A series of closeup photos of a droplet that changes from silver to gold to purple

Source: © Philip E Mason et al/Springer Nature Limited 2021

As soon as water vapour is added to the vacuum chamber, the sodium–potassium droplet turns gold as the water metallises on its surface. Increasing electron localisation after a few seconds turns the droplet purple

Researchers have created a transient version of metallic water – something that has been predicted to exist only under the crushing pressure inside giant planets and stars – at very low pressure by doping it with electrons from a liquid alloy.

At intense pressures, water could become metallic as its electronic orbitals are literally crushed together. Such metallisation may help explain the magnetic fields of planets like Uranus and Neptune. But creating it on Earth has so far been impossible as it requires pressures currently inaccessible in the laboratory.

In principle, any insulator – such as pure water – should become metallic at sufficiently high pressure. ‘The valence electrons of each individual water molecule will become collective electrons belonging to the whole material – you create a plasma essentially,’ explains Pavel Jungwirth of the Czech Academy of Sciences in Prague, who led the study.

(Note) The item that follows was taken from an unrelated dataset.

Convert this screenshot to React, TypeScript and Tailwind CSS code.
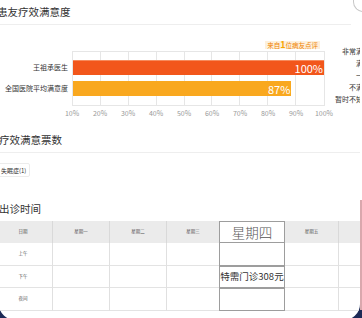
import React from "react";

const bars = [
  { label: "王祖承医生", value: 100, color: "bg-[#f2561b]", border: "border-[#f68a5c]" },
  { label: "全国医院平均满意度", value: 87, color: "bg-[#f9a81f]", border: "border-[#f9a81f]" },
];
const axis = ["10%", "20%", "30%", "40%", "50%", "60%", "70%", "80%", "90%", "100%"];
const legend = ["非常满意", "满意", "一般", "不满意", "暂时不知道"];
const days = ["日期", "星期一", "星期二", "星期三", "星期四", "星期五", "星期六"];
const rows = [
  { label: "上午", thu: "", h: "h-[23px]" },
  { label: "下午", thu: "特需门诊308元", h: "h-[22px]" },
  { label: "夜间", thu: "", h: "h-[23px]" },
];

function Chart() {
  return (
    <div className="mt-[16px] flex items-start">
      <div className="w-[75px] shrink-0 pt-[22px] pr-[4px] text-right text-[7px] leading-[8px] text-[#333]">
        <div>{bars[0].label}</div>
        <div className="mt-[13px]">{bars[1].label}</div>
      </div>
      <div className="w-[253px] shrink-0 flex flex-col">
        <div className="flex h-[8px] justify-end pr-[5px] mb-[2px]">
          <div className="bg-[#fdf0dc] px-[2px] text-[6.5px] leading-[8px] text-[#f08300] whitespace-nowrap">
            来自<span className="text-[9px] font-bold leading-[8px] text-[#f7a600]">1</span>位病友点评
          </div>
        </div>
        <div className="relative h-[55px] border border-[#e6e6e6]">
          <div className="absolute inset-0 grid grid-cols-9">
            {Array.from({ length: 9 }).map((_, i) => (
              <div key={i} className={i < 8 ? "border-r border-[#e6e6e6]" : ""} />
            ))}
          </div>
          <div className="relative flex flex-col gap-[6px] pt-[8px]">
            {bars.map((b) => (
              <div
                key={b.label}
                className={`${b.color} h-[15px] border-t ${b.border} text-right pr-[1px] text-[11px] leading-[14px] text-white`}
                style={{ width: `${b.value}%` }}
              >
                {b.value}%
              </div>
            ))}
          </div>
        </div>
        <div className="mt-[3px] ml-[-14px] flex">
          {axis.map((a) => (
            <div key={a} className="w-[28px] shrink-0 text-center text-[7px] leading-[8px] text-[#999]">
              {a}
            </div>
          ))}
        </div>
      </div>
      <div className="mt-[4px] w-[45px] shrink-0 text-right text-[7px] leading-[12px] text-[#333] whitespace-nowrap">
        {legend.map((l) => (
          <div key={l}>{l}</div>
        ))}
      </div>
    </div>
  );
}

function Schedule() {
  const cols = "grid-cols-[59px_57px_57px_52px_66px_54px_57px]";
  return (
    <div className={`ml-[-3px] grid w-[402px] ${cols}`}>
      {days.map((d, i) =>
        i === 4 ? (
          <div
            key={d}
            className="h-[22px] border border-[#9d9d9d] bg-white flex items-center justify-center text-[13.5px] leading-[20px] text-[#555] font-light"
          >
            {d}
          </div>
        ) : (
          <div
            key={d}
            className={`h-[22px] bg-[#ebebeb] flex items-center justify-center text-[4.5px] text-[#555] ${
              i === 3 ? "" : "border-r border-[#d9d9d9]"
            }`}
          >
            {d}
          </div>
        )
      )}
      {rows.map((r, ri) =>
        days.map((d, i) => {
          if (i === 4) {
            return (
              <div
                key={ri + d}
                className={`${r.h} ${
                  ri === 0 ? "border-x border-b" : "border"
                } border-[#9d9d9d] flex items-center justify-center text-[9.5px] text-[#333] whitespace-nowrap`}
              >
                {r.thu}
              </div>
            );
          }
          return (
            <div
              key={ri + d}
              className={`${r.h} border-b border-[#e3e3e3] ${
                i === 3 ? "" : "border-r border-r-[#e0e0e0]"
              } flex items-center justify-center text-[4.5px] text-[#555]`}
            >
              {i === 0 ? r.label : ""}
            </div>
          );
        })
      )}
    </div>
  );
}

export default function App() {
  return (
    <div className="relative w-[362px] h-[318px] overflow-hidden bg-white font-['Noto_Sans_CJK_SC',sans-serif]">
      <div className="absolute left-0 bottom-0 w-[20px] h-[20px] bg-[#1d2a56]" />
      <div className="absolute right-0 bottom-0 w-[20px] h-[20px] bg-[#1d2a56]" />
      <div className="absolute right-0 top-[200px] w-[2px] h-[110px] bg-[#d9a7ad]" />
      <div className="absolute left-[-1px] top-0 w-[361px] h-[320px] bg-white rounded-b-[16px] overflow-hidden">
        <div className="ml-[-2px] w-[380px]">
          <div className="h-[25px] w-[354px] border-b border-[#eeeeee] text-[10.5px] leading-[24px] text-[#333]">
            患友疗效满意度
          </div>
          <Chart />
          <div className="mt-[11px] h-[25px] w-[366px] border-b border-[#eeeeee] pl-[2px] text-[10.5px] leading-[24px] text-[#333]">
            疗效满意票数
          </div>
          <div className="mt-[10px] inline-flex h-[14px] items-center rounded-[2px] border border-[#ececec] px-[3px] text-[6px] text-[#333]">
            失眠症(1)
          </div>
          <div className="mt-[19px] h-[24px] pl-[2px] text-[10.5px] leading-[24px] text-[#333]">出诊时间</div>
          <Schedule />
        </div>
      </div>
      <div className="absolute left-[353px] top-[-10px] w-[20px] h-[22px] border-l border-b border-[#c8c8c8] rounded-bl-[10px]" />
    </div>
  );
}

Simulations predict that for water this requires about 50 million atmospheres of pressure. The researchers therefore decided to dope the material like a semiconductor. ‘I can think of only one way to massively dope water with electrons, and that’s dissolving alkali metals.’ But this reaction is usually too exothermic and abrupt. ‘A tiny technical issue is that it explodes,’ says Jungwirth.

The researchers therefore did the reverse: adding water to a liquid sodium–potassium alloy. They dripped this alloy slowly from the tip of a nozzle into a vacuum chamber containing tiny amounts of water vapour – around 10-7 atmospheres.

As water is adsorbed onto the droplets’ surface, two things occur: electrons from the alkali metal are drawn into the water, and the water reacts with the metals to form hydroxides. However, as electrons are much lighter and more mobile than atoms, their solvation happens much faster than the chemical reaction. The team could therefore study electron-doped water that persisted for several seconds.

A scheme showing a blown-up version of the droplet, surrrounded by the metallic water layer

Source: © Philip E Mason et al/Springer Nature Limited 2021

Because the electrons are light and mobile, they are drawn into the water layer before the the hydroxyde-producing reaction between the alkali metals and the water can take place

The researchers observed that, as soon as droplets form, they almost immediately turn gold, bronze, purple and finally, after around eight seconds, white. The golden colour suggests plasmon formation – which only happens in metal-like materials that contain a sea of free electrons. Jungwirth believes the subsequent colour changes to bronze and purple are likely due to increasing electron localisation as additional water reduces the degree of doping. The white colour is due to the eventual hydroxide formation. Additional spectroscopic investigations using synchrotron x-ray photoelectron spectroscopy confirmed the findings.

Physicist Marius Millot of Lawrence Livermore National Laboratory in California, whose laser shock compression experiments provided evidence for superionic ice on Neptune and Uranus, is impressed. ‘It’s really cool,’ he says. ‘I would have never thought that such an experiment was even possible…I had to read one caption three times to check that it was really lasting seconds. In our dynamic compression experiments, you usually do nanosecond-timescale experiments or, if it’s really long-lived, maybe it’s a microsecond.’

While Millot agrees with Jungwirth that the doped state provides no direct information about the predicted high-pressure metallic ice, he adds: ‘Because the sample lasts for seconds…maybe we should shock compress it with a laser and see what sort of weird state we can create.’